Annals of Weaponizing Psychiatry: Another one Bites the Dust

The Moscow Times reports:

An opposition activist has been locked up in a psychiatric hospital in the Tver region, two colleagues and a hospital official said Monday.

Roman Nikolaichik, 27, a lawyer and member of Garry Kasparov's Other Russia coalition, was detained in Tver on Friday, questioned about his political activities and subsequently taken to a psychiatric hospital, where he remained Monday, said Maxim Novikov, head of the coalition's branch in Tver.

The account was confirmed by Yevgeny Svetovidov, a spokesman for a monarchist movement, ARES, of which Nikolaichik is a member. A woman who answered the telephone at Litvinov Psychiatric Hospital No. 1 in the Tver region town of Busharevo said Nikolaichik was being held in an isolation ward. She refused to connect him with a reporter but confirmed that he had been admitted Friday.

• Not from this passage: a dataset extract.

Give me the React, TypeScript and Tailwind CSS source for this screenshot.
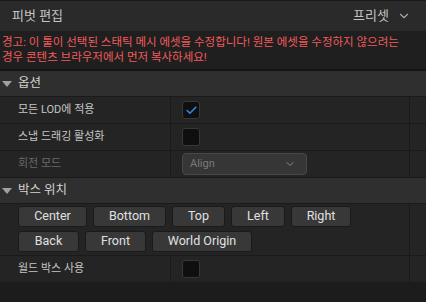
import { Check, ChevronDown } from "lucide-react";

const font = { fontFamily: 'Roboto, "Noto Sans CJK KR", sans-serif' };

const SectionHeader = ({ title }: { title: string }) => (
  <div className="h-[26px] bg-[#2f2f2f] border-b border-[#1a1a1a] flex items-center">
    <svg width="10" height="6" viewBox="0 0 10 6" className="ml-[2px] mr-[6px]">
      <path d="M0 0 L10 0 L5 6 Z" fill="#a0a0a0" />
    </svg>
    <span className="text-[12.5px] text-[#d4d4d4]">{title}</span>
  </div>
);

const Row = ({
  label,
  disabled,
  children,
}: {
  label: string;
  disabled?: boolean;
  children?: React.ReactNode;
}) => (
  <div className="h-[27px] bg-[#242424] border-b border-[#1a1a1a] flex">
    <div
      className={`w-[171px] border-r border-[#1a1a1a] pl-[18px] flex items-center text-[11px] ${
        disabled ? "text-[#6a6a6a]" : "text-[#c4c4c4]"
      }`}
    >
      {label}
    </div>
    <div className="w-[239px] border-r border-[#1a1a1a] pl-[11px] flex items-center">
      {children}
    </div>
    <div className="flex-1" />
  </div>
);

const CheckBox = ({ checked }: { checked?: boolean }) => (
  <div className="w-[18px] h-[18px] rounded-[3px] bg-[#0f0f0f] border border-[#383838] flex items-center justify-center">
    {checked && <Check size={13} strokeWidth={3} color="#2a8cf0" />}
  </div>
);

const BoxButton = ({ label, width }: { label: string; width: string }) => (
  <button
    type="button"
    className={`${width} h-[21px] rounded-[3px] bg-[#383838] border border-[#1a1a1a] text-[12.5px] text-[#e0e0e0] flex items-center justify-center`}
  >
    {label}
  </button>
);

const App = () => {
  return (
    <div className="w-[426px] h-[302px] bg-[#1c1c1c] overflow-hidden select-none" style={font}>
      <div className="h-[31px] bg-[#2a2a2a] border-t border-[#1a1a1a] flex items-center justify-between pl-[12px] pr-[15px]">
        <span className="text-[13px] text-[#c4c4c4]">피벗 편집</span>
        <div className="flex items-center gap-[8px] text-[13px] text-[#c4c4c4]">
          <span>프리셋</span>
          <ChevronDown size={14} strokeWidth={2} color="#a8a8a8" />
        </div>
      </div>

      <div className="h-[38px] bg-[#1f1f1f] pl-[2px] pt-[4px] text-[11.5px] leading-[15px] text-[#f25b5b]">
        <p>경고: 이 툴이 선택된 스태틱 메시 에셋을 수정합니다! 원본 에셋을 수정하지 않으려는</p>
        <p>경우 콘텐츠 브라우저에서 먼저 복사하세요!</p>
      </div>
      <div className="h-[2px] bg-[#141414]" />

      <SectionHeader title="옵션" />
      <Row label="모든 LOD에 적용">
        <CheckBox checked />
      </Row>
      <Row label="스냅 드래깅 활성화">
        <CheckBox />
      </Row>
      <Row label="회전 모드" disabled>
        <div className="w-[125px] h-[22px] rounded-[4px] bg-[#363636] border border-[#474747] flex items-center justify-between pl-[7px] pr-[10px]">
          <span className="text-[11px] text-[#7a7a7a]">Align</span>
          <ChevronDown size={12} strokeWidth={2} color="#8a8a8a" />
        </div>
      </Row>

      <SectionHeader title="박스 위치" />
      <div className="h-[52px] bg-[#242424] border-b border-[#1a1a1a] flex">
        <div className="w-[410px] border-r border-[#1a1a1a] pl-[18px] pt-[2px] flex flex-col gap-[4px]">
          <div className="flex gap-[6px]">
            <BoxButton label="Center" width="w-[69px]" />
            <BoxButton label="Bottom" width="w-[73px]" />
            <BoxButton label="Top" width="w-[53px]" />
            <BoxButton label="Left" width="w-[54px]" />
            <BoxButton label="Right" width="w-[60px]" />
          </div>
          <div className="flex gap-[6px]">
            <BoxButton label="Back" width="w-[61px]" />
            <BoxButton label="Front" width="w-[61px]" />
            <BoxButton label="World Origin" width="w-[100px]" />
          </div>
        </div>
        <div className="flex-1" />
      </div>
      <Row label="월드 박스 사용">
        <CheckBox />
      </Row>
    </div>
  );
};

export default App;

Nikolaichik's detention echoes similar cases over the past year that human rights organizations have criticized as a step toward Soviet-era repression tactics. In December, human rights groups said Andrei Novikov, a reporter for a news service connected to the Chechen separatist government, had been released after nine months in a psychiatric hospital. Last summer, Larisa Arap, an Other Russia activist and journalist, spent six weeks in a psychiatric clinic.

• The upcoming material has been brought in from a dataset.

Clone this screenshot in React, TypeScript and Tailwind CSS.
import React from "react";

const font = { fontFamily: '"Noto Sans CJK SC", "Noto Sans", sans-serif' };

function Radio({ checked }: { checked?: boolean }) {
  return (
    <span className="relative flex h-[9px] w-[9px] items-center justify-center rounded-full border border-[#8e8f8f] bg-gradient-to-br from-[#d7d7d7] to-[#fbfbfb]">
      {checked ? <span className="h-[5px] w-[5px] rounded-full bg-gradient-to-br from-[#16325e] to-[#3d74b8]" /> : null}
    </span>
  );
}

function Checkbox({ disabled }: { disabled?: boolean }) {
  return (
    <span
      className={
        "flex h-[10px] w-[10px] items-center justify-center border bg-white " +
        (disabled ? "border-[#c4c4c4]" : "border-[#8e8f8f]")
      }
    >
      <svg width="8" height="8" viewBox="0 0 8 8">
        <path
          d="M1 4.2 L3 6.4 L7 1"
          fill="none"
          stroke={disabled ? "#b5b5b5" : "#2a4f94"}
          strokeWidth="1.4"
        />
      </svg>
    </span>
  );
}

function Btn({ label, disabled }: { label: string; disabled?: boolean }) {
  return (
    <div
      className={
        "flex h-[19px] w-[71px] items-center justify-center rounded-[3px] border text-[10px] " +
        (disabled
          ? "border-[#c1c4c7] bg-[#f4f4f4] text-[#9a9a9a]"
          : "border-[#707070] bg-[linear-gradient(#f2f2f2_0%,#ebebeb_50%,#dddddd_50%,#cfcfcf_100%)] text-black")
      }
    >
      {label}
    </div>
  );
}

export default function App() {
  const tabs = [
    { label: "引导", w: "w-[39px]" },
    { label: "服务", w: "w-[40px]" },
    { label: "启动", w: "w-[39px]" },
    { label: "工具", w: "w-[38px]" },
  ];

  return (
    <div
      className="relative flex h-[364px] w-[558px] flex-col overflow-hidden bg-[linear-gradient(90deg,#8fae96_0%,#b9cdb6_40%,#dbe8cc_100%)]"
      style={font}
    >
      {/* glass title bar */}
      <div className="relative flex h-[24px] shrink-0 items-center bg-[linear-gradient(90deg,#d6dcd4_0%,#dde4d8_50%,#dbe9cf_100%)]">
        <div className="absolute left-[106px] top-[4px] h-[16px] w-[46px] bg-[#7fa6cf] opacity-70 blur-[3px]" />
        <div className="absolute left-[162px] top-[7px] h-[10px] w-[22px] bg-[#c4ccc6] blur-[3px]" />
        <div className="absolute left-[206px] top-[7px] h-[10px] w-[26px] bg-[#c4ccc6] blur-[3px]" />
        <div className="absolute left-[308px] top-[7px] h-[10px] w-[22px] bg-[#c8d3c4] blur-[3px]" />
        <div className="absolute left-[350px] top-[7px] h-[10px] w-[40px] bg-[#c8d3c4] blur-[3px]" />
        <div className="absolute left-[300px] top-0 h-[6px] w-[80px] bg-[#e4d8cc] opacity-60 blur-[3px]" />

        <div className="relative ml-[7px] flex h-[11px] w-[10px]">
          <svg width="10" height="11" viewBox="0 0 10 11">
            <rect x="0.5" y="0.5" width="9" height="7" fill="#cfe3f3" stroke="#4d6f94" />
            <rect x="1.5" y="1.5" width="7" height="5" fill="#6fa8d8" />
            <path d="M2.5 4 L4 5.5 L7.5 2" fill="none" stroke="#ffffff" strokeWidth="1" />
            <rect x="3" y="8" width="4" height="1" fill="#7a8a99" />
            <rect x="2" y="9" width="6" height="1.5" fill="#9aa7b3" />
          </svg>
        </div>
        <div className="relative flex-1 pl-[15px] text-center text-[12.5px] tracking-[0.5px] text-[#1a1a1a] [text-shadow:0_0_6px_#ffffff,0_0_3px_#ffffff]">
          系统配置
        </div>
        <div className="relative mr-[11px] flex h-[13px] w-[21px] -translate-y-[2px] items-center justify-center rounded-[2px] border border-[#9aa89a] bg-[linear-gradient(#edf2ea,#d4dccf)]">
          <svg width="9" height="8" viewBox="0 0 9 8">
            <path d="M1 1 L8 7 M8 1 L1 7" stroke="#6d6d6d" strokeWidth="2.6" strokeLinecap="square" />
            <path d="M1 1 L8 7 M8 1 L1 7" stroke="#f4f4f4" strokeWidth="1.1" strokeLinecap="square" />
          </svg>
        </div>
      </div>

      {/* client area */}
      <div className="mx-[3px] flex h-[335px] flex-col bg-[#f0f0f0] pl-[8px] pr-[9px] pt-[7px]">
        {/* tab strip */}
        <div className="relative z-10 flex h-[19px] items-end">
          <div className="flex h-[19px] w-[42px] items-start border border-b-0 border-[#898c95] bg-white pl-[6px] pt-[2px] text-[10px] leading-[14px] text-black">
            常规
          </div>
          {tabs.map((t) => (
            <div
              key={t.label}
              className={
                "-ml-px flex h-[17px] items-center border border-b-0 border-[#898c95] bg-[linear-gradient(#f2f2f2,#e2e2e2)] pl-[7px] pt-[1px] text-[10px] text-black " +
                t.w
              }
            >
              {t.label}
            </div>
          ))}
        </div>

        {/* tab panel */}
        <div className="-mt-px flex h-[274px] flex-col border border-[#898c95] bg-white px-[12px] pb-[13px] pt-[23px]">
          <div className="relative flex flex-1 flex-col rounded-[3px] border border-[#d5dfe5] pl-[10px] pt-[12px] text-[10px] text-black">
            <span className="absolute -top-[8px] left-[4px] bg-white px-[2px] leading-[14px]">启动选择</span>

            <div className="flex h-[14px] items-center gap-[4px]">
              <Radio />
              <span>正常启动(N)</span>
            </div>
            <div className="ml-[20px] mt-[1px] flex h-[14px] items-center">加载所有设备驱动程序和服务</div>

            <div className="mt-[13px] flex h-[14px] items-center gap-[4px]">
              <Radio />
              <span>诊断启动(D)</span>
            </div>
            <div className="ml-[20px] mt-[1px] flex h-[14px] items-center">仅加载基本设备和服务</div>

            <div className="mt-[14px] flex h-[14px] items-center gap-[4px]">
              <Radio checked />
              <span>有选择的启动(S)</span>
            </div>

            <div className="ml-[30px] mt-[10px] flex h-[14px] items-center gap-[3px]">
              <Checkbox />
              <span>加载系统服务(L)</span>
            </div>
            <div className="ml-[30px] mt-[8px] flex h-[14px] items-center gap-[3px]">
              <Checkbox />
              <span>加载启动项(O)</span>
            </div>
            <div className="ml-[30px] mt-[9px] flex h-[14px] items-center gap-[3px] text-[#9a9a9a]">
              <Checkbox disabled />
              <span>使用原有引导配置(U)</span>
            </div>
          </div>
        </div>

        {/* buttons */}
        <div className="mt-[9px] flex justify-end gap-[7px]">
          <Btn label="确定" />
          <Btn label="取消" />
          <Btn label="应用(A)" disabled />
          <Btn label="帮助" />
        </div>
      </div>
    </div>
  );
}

Which law enforcement agency questioned Nikolaichik and sent him to the hospital was unclear Monday. Novikov and Svetovidov said Tver region prosecutors tried to charge Nikolaichik with attempted murder while questioning him on Monday. Svetovidov, citing Nikolaichik's relatives, said that after questioning, a doctor declared the activist mentally unstable and ordered him to undergo treatment. Prosecutors denied questioning Nikolaichik or sending him to the hospital. "If there was a murder case against him, we would know about it," said Galina Malyuta, a spokeswoman for the Tver region prosecutor's office. Calls to Nikolaichik's cell phone went unanswered.

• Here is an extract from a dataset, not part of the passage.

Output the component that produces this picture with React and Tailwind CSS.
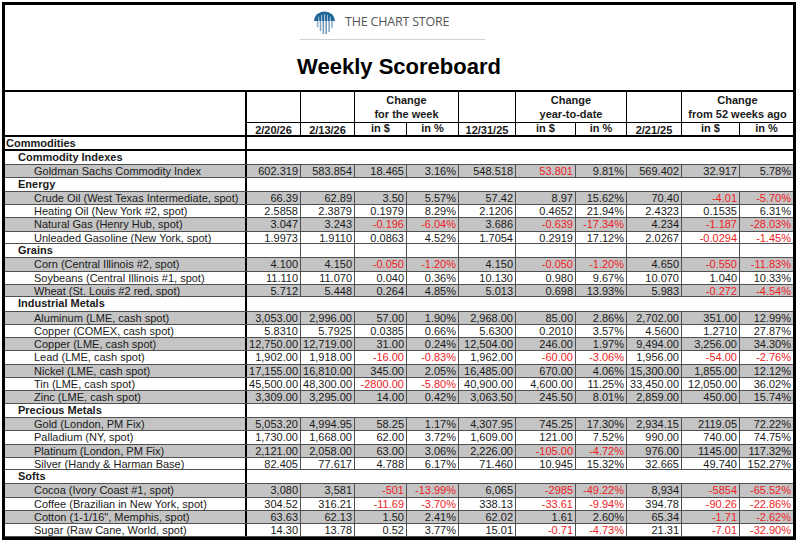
import React from "react";

const COLS = "grid grid-cols-[242px_53px_54px_52px_52px_57px_60px_51px_55px_58px_54px]";

const sections = [
  {
    name: "Commodity Indexes",
    rows: [
      { label: "Goldman Sachs Commodity Index", v: ["602.319", "583.854", "18.465", "3.16%", "548.518", "53.801", "9.81%", "569.402", "32.917", "5.78%"], red: [5] },
    ],
  },
  {
    name: "Energy",
    rows: [
      { label: "Crude Oil (West Texas Intermediate, spot)", v: ["66.39", "62.89", "3.50", "5.57%", "57.42", "8.97", "15.62%", "70.40", "-4.01", "-5.70%"] },
      { label: "Heating Oil (New York #2, spot)", v: ["2.5858", "2.3879", "0.1979", "8.29%", "2.1206", "0.4652", "21.94%", "2.4323", "0.1535", "6.31%"] },
      { label: "Natural Gas (Henry Hub, spot)", v: ["3.047", "3.243", "-0.196", "-6.04%", "3.686", "-0.639", "-17.34%", "4.234", "-1.187", "-28.03%"] },
      { label: "Unleaded Gasoline (New York, spot)", v: ["1.9973", "1.9110", "0.0863", "4.52%", "1.7054", "0.2919", "17.12%", "2.0267", "-0.0294", "-1.45%"] },
    ],
  },
  {
    name: "Grains",
    lines: true,
    rows: [
      { label: "Corn (Central Illinois #2, spot)", v: ["4.100", "4.150", "-0.050", "-1.20%", "4.150", "-0.050", "-1.20%", "4.650", "-0.550", "-11.83%"] },
      { label: "Soybeans (Central Illinois #1, spot)", v: ["11.110", "11.070", "0.040", "0.36%", "10.130", "0.980", "9.67%", "10.070", "1.040", "10.33%"] },
      { label: "Wheat (St. Louis #2 red, spot)", v: ["5.712", "5.448", "0.264", "4.85%", "5.013", "0.698", "13.93%", "5.983", "-0.272", "-4.54%"] },
    ],
  },
  {
    name: "Industrial Metals",
    rows: [
      { label: "Aluminum (LME, cash spot)", v: ["3,053.00", "2,996.00", "57.00", "1.90%", "2,968.00", "85.00", "2.86%", "2,702.00", "351.00", "12.99%"] },
      { label: "Copper (COMEX, cash spot)", v: ["5.8310", "5.7925", "0.0385", "0.66%", "5.6300", "0.2010", "3.57%", "4.5600", "1.2710", "27.87%"] },
      { label: "Copper (LME, cash spot)", v: ["12,750.00", "12,719.00", "31.00", "0.24%", "12,504.00", "246.00", "1.97%", "9,494.00", "3,256.00", "34.30%"] },
      { label: "Lead (LME, cash spot)", v: ["1,902.00", "1,918.00", "-16.00", "-0.83%", "1,962.00", "-60.00", "-3.06%", "1,956.00", "-54.00", "-2.76%"] },
      { label: "Nickel (LME, cash spot)", v: ["17,155.00", "16,810.00", "345.00", "2.05%", "16,485.00", "670.00", "4.06%", "15,300.00", "1,855.00", "12.12%"] },
      { label: "Tin (LME, cash spot)", v: ["45,500.00", "48,300.00", "-2800.00", "-5.80%", "40,900.00", "4,600.00", "11.25%", "33,450.00", "12,050.00", "36.02%"] },
      { label: "Zinc (LME, cash spot)", v: ["3,309.00", "3,295.00", "14.00", "0.42%", "3,063.50", "245.50", "8.01%", "2,859.00", "450.00", "15.74%"] },
    ],
  },
  {
    name: "Precious Metals",
    rows: [
      { label: "Gold (London, PM Fix)", v: ["5,053.20", "4,994.95", "58.25", "1.17%", "4,307.95", "745.25", "17.30%", "2,934.15", "2119.05", "72.22%"] },
      { label: "Palladium (NY, spot)", v: ["1,730.00", "1,668.00", "62.00", "3.72%", "1,609.00", "121.00", "7.52%", "990.00", "740.00", "74.75%"] },
      { label: "Platinum (London, PM Fix)", v: ["2,121.00", "2,058.00", "63.00", "3.06%", "2,226.00", "-105.00", "-4.72%", "976.00", "1145.00", "117.32%"] },
      { label: "Silver (Handy & Harman Base)", v: ["82.405", "77.617", "4.788", "6.17%", "71.460", "10.945", "15.32%", "32.665", "49.740", "152.27%"] },
    ],
  },
  {
    name: "Softs",
    rows: [
      { label: "Cocoa (Ivory Coast #1, spot)", v: ["3,080", "3,581", "-501", "-13.99%", "6,065", "-2985", "-49.22%", "8,934", "-5854", "-65.52%"] },
      { label: "Coffee (Brazilian in New York, spot)", v: ["304.52", "316.21", "-11.69", "-3.70%", "338.13", "-33.61", "-9.94%", "394.78", "-90.26", "-22.86%"] },
      { label: "Cotton (1-1/16\", Memphis, spot)", v: ["63.63", "62.13", "1.50", "2.41%", "62.02", "1.61", "2.60%", "65.34", "-1.71", "-2.62%"] },
      { label: "Sugar (Raw Cane, World, spot)", v: ["14.30", "13.78", "0.52", "3.77%", "15.01", "-0.71", "-4.73%", "21.31", "-7.01", "-32.90%"] },
    ],
  },
];

const Logo = () => (
  <svg width="23" height="23" viewBox="0 0 24 24">
    <rect x="4" y="9" width="1.6" height="8" fill="#8fb0c8" />
    <rect x="7" y="9" width="1.6" height="12" fill="#7ea3bf" />
    <rect x="10" y="9" width="1.6" height="15" fill="#6f98b8" />
    <rect x="13" y="9" width="1.6" height="15" fill="#6f98b8" />
    <rect x="16" y="9" width="1.6" height="13" fill="#7ea3bf" />
    <rect x="19" y="9" width="1.6" height="9" fill="#8fb0c8" />
    <path d="M1 10.5 A11 10 0 0 1 23 10.5 Z" fill="#1d6697" />
    <path d="M6 10.5 V6 M9 10.5 V4 M12 10.5 V3.5 M15 10.5 V4 M18 10.5 V6" stroke="#ffffff" strokeWidth="0.7" />
  </svg>
);

const HeaderCell = ({ className = "", children }) => (
  <div className={`flex flex-col items-center font-bold leading-[14px] ${className}`}>{children}</div>
);

const ItemRow = ({ row, gray, last }) => (
  <div className={`${COLS} h-[13.3px] border-t border-[#505050] ${last ? "border-b" : ""} ${gray ? "bg-[#c4c4c4]" : "bg-white"}`}>
    <div className="border-r-2 border-black pl-[29px] leading-[12px] whitespace-nowrap overflow-hidden">{row.label}</div>
    {row.v.map((val, i) => {
      const red = val.startsWith("-") || (row.red && row.red.includes(i));
      return (
        <div
          key={i}
          className={`text-right pr-[2px] leading-[12px] whitespace-nowrap ${i > 0 ? "border-l border-[#505050]" : ""} ${red ? "text-[#ee1c24]" : ""}`}
        >
          {val}
        </div>
      );
    })}
  </div>
);

const CategoryRow = ({ name, lines }) => (
  <div className={`${COLS} h-[13.3px] bg-white`}>
    <div className="border-r-2 border-black pl-[13px] font-bold leading-[13px]">{name}</div>
    {Array.from({ length: 10 }).map((_, i) => (
      <div key={i} className={lines && i > 0 ? "border-l border-[#505050]" : ""} />
    ))}
  </div>
);

export default function App() {
  return (
    <div className="w-[800px] h-[543px] bg-white pt-[2px] pl-[2px] text-[11px] text-[#1a1a1a] [font-family:'Liberation_Sans',Arial,sans-serif]">
      <div className="w-[794px] border-[3px] border-black">
        {/* title block */}
        <div className="h-[87px] border-b-2 border-black">
          <div className="ml-[295px] w-[185px] pt-[5px]">
            <div className="flex items-center gap-[9px] pl-[13px] h-[24px]">
              <Logo />
              <span className="text-[12.5px] text-[#555] tracking-[-0.2px] [font-family:'Open_Sans',sans-serif]">THE CHART STORE</span>
            </div>
            <div className="mt-[5px] h-px bg-[#d0d0d0]" />
          </div>
          <div className="mt-[14px] text-center text-[22px] font-bold leading-[26px] text-black">Weekly Scoreboard</div>
        </div>

        {/* column headers */}
        <div className={`${COLS} grid-rows-[15px_15px_13px] border-b-2 border-black`}>
          <div className="row-span-3 border-r-2 border-black" />
          <div className="row-span-2" />
          <div className="row-span-2 border-l border-black" />
          <HeaderCell className="col-span-2 row-span-2 border-l border-black pt-px">
            <span>Change</span>
            <span>for the week</span>
          </HeaderCell>
          <div className="row-span-2 border-l border-black" />
          <HeaderCell className="col-span-2 row-span-2 border-l border-black pt-px">
            <span>Change</span>
            <span>year-to-date</span>
          </HeaderCell>
          <div className="row-span-2 border-l border-black" />
          <HeaderCell className="col-span-2 row-span-2 border-l border-black pt-px">
            <span>Change</span>
            <span>from 52 weeks ago</span>
          </HeaderCell>
          {["2/20/26", "2/13/26", "in $", "in %", "12/31/25", "in $", "in %", "2/21/25", "in $", "in %"].map((t, i) => (
            <div
              key={i}
              className={`border-t border-black text-center font-bold ${t.startsWith("in") ? "leading-[10px]" : "leading-[14px]"} ${i > 0 ? "border-l" : ""}`}
            >
              {t}
            </div>
          ))}
        </div>

        {/* commodities heading */}
        <div className={`${COLS} h-[14px] border-b-2 border-black`}>
          <div className="border-r-2 border-black pl-px font-bold leading-[12px]">Commodities</div>
        </div>

        {/* body */}
        {sections.map((s) => (
          <React.Fragment key={s.name}>
            <CategoryRow name={s.name} lines={s.lines} />
            {s.rows.map((r, i) => (
              <ItemRow key={r.label} row={r} gray={i % 2 === 0} last={i === s.rows.length - 1} />
            ))}
          </React.Fragment>
        ))}
      </div>
    </div>
  );
}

Nikolaichik was a regular participant in the so-called Dissenters' Marches, the Other Russia rallies that have often been broken up by baton-wielding police. Svetovidov said Nikolaichik had been targeted because he appeared on a list of Other Russia candidates for December's State Duma elections. He said law enforcement officials had been pressuring him to leave the group since September. Nikolaichik has a wife and three children, Novikov said. They could not be located for comment Monday.